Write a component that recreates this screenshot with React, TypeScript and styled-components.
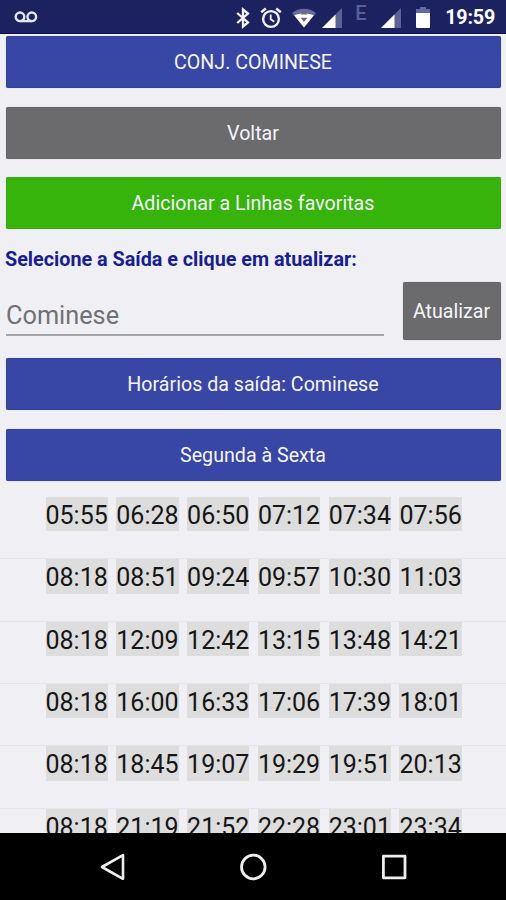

* * *

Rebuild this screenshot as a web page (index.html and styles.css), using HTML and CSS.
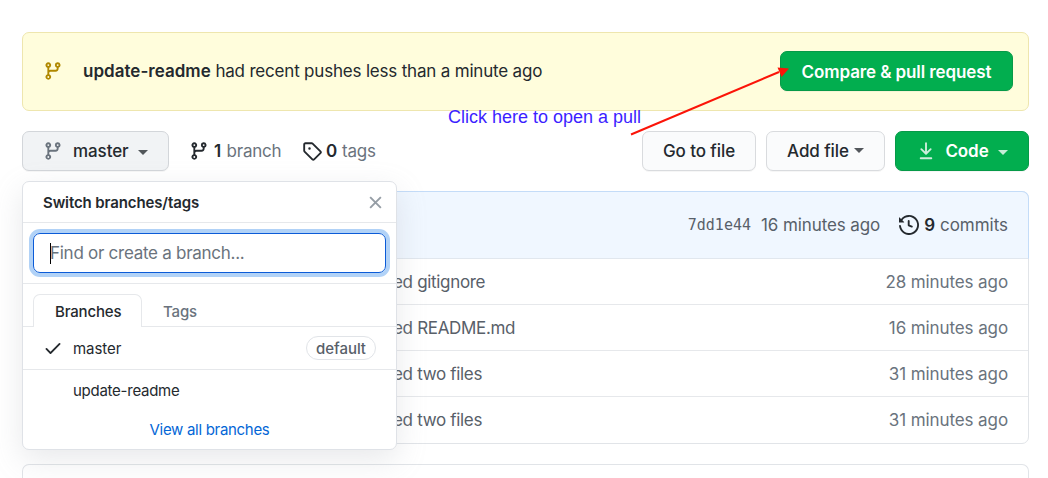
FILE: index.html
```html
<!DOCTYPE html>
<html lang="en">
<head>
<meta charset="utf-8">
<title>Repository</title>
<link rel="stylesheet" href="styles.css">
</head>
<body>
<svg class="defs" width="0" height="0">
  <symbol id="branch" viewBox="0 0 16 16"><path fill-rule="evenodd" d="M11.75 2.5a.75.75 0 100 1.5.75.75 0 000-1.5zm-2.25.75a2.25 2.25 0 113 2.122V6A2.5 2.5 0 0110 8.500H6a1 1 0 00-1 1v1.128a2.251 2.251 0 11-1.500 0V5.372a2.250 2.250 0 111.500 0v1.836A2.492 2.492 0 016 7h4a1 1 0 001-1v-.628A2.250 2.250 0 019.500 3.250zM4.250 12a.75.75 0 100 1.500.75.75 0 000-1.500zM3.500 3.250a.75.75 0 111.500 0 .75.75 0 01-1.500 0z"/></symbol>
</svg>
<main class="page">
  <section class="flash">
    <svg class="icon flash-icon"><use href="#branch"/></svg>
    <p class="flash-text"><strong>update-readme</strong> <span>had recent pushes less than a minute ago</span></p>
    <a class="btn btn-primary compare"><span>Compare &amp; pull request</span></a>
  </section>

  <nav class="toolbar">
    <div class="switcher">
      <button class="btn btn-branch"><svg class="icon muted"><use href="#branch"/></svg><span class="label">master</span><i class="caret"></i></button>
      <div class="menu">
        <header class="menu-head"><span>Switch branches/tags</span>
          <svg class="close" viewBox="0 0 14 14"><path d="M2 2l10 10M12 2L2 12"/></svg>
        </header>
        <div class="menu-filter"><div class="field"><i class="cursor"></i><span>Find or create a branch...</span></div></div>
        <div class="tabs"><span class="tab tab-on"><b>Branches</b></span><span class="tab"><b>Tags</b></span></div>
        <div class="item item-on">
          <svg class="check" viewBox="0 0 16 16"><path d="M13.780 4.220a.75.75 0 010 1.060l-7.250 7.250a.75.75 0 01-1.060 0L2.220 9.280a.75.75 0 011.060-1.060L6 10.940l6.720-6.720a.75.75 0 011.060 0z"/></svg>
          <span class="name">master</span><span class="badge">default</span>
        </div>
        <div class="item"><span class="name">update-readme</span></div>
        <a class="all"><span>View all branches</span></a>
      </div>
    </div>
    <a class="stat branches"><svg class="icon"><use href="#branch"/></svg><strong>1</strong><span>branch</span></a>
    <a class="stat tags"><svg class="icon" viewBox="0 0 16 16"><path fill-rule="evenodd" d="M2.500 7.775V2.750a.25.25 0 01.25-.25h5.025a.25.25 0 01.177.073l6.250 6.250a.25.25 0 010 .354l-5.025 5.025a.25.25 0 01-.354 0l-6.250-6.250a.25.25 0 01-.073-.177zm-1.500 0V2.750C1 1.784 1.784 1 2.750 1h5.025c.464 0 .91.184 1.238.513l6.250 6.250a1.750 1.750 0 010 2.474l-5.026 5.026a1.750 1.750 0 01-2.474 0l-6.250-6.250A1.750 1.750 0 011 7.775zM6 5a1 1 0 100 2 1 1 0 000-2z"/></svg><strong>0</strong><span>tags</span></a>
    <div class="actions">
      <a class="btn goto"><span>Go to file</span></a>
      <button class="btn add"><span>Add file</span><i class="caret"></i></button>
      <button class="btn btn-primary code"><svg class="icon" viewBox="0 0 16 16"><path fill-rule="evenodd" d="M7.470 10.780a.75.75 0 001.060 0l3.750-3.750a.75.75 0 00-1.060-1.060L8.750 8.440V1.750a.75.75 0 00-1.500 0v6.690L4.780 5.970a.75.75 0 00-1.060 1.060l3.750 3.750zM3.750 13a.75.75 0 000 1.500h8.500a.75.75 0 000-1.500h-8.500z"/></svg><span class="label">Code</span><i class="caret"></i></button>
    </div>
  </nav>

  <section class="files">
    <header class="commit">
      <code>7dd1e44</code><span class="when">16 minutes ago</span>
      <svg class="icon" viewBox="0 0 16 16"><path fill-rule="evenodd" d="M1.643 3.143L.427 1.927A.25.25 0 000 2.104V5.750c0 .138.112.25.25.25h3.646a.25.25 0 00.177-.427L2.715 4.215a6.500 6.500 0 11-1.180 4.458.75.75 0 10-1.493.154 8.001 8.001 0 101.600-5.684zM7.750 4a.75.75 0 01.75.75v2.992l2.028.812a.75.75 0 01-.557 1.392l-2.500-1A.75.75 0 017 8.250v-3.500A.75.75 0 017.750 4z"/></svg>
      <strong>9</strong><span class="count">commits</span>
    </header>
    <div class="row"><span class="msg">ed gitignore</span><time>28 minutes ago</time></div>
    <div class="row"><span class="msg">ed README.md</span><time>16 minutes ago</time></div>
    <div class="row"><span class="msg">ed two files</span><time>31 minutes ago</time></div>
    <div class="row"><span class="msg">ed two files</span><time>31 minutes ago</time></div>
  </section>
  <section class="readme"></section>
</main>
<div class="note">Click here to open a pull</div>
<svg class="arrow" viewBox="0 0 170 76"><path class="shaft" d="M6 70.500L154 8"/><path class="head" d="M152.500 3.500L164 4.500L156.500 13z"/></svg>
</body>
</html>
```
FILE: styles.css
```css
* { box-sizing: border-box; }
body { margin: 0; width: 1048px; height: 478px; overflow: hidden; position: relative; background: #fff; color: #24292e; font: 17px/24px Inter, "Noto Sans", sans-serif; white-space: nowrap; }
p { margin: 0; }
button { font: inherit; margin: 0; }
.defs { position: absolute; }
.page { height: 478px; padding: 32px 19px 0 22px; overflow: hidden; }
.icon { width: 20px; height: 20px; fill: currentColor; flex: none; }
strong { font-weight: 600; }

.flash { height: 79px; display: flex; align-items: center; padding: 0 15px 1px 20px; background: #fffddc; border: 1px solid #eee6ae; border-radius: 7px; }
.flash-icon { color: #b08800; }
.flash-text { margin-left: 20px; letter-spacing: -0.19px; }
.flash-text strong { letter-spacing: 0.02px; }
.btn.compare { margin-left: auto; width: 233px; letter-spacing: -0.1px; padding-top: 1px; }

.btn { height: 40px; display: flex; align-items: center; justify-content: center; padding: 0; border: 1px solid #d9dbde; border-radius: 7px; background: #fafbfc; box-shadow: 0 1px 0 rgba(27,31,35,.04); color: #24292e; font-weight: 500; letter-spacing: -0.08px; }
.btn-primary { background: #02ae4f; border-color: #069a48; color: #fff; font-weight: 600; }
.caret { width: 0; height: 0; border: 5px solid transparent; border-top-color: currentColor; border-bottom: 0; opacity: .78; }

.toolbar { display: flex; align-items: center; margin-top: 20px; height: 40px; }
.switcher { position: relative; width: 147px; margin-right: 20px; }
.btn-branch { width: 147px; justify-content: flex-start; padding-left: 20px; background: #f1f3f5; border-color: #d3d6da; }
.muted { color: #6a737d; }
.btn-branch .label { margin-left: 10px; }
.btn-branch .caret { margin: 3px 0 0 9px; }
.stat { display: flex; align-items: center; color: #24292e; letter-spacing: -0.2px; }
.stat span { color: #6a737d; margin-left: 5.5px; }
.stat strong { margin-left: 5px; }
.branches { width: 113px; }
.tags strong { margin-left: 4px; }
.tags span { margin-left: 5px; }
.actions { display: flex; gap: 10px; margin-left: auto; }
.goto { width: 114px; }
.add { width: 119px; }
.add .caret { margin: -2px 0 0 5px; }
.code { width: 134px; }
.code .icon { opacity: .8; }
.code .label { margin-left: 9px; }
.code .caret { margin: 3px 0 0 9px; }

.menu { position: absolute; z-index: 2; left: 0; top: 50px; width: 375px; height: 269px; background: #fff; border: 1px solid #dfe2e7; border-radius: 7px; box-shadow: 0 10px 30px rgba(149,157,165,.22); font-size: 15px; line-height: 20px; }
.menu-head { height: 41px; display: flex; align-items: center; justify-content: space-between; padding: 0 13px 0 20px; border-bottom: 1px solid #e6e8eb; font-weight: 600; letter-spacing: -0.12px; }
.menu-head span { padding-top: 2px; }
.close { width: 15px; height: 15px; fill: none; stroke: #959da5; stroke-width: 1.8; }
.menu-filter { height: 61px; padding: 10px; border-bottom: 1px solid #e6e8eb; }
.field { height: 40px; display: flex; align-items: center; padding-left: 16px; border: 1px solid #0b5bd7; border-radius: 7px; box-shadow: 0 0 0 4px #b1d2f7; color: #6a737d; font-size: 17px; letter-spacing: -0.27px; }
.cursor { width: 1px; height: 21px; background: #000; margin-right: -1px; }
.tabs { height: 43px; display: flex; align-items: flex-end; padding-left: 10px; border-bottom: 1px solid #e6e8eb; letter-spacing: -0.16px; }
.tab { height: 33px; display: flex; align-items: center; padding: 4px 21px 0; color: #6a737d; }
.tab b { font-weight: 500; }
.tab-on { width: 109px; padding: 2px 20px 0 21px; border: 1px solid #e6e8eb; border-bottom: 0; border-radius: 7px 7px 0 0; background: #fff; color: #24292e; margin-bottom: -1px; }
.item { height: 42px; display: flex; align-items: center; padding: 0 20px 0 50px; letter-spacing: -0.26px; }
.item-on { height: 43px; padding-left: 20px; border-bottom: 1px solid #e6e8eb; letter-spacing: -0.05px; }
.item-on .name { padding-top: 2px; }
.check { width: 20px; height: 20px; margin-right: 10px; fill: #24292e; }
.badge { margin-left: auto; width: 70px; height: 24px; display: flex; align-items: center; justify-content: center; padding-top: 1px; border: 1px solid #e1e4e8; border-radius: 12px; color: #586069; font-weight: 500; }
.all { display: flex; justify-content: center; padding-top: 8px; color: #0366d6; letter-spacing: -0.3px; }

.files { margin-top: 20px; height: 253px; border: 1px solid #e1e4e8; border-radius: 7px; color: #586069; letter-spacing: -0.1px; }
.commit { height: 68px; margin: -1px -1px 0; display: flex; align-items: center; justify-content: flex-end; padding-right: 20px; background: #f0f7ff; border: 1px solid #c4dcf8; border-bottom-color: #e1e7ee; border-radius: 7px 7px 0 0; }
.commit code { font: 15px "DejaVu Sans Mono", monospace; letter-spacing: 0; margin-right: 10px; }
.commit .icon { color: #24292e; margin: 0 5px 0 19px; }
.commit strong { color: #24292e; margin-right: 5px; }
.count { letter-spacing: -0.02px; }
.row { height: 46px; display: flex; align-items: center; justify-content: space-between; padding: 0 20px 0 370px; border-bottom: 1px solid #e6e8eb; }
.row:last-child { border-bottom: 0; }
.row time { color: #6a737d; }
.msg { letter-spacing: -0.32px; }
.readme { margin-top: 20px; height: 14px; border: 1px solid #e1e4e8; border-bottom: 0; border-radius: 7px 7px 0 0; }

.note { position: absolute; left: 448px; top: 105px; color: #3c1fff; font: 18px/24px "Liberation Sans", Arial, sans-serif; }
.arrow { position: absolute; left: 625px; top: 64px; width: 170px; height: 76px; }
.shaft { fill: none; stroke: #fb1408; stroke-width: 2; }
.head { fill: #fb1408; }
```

#### [What is needed]
Above are the entries; count how many of their lines contain the word "page" and give only that number.

#### [The response]
3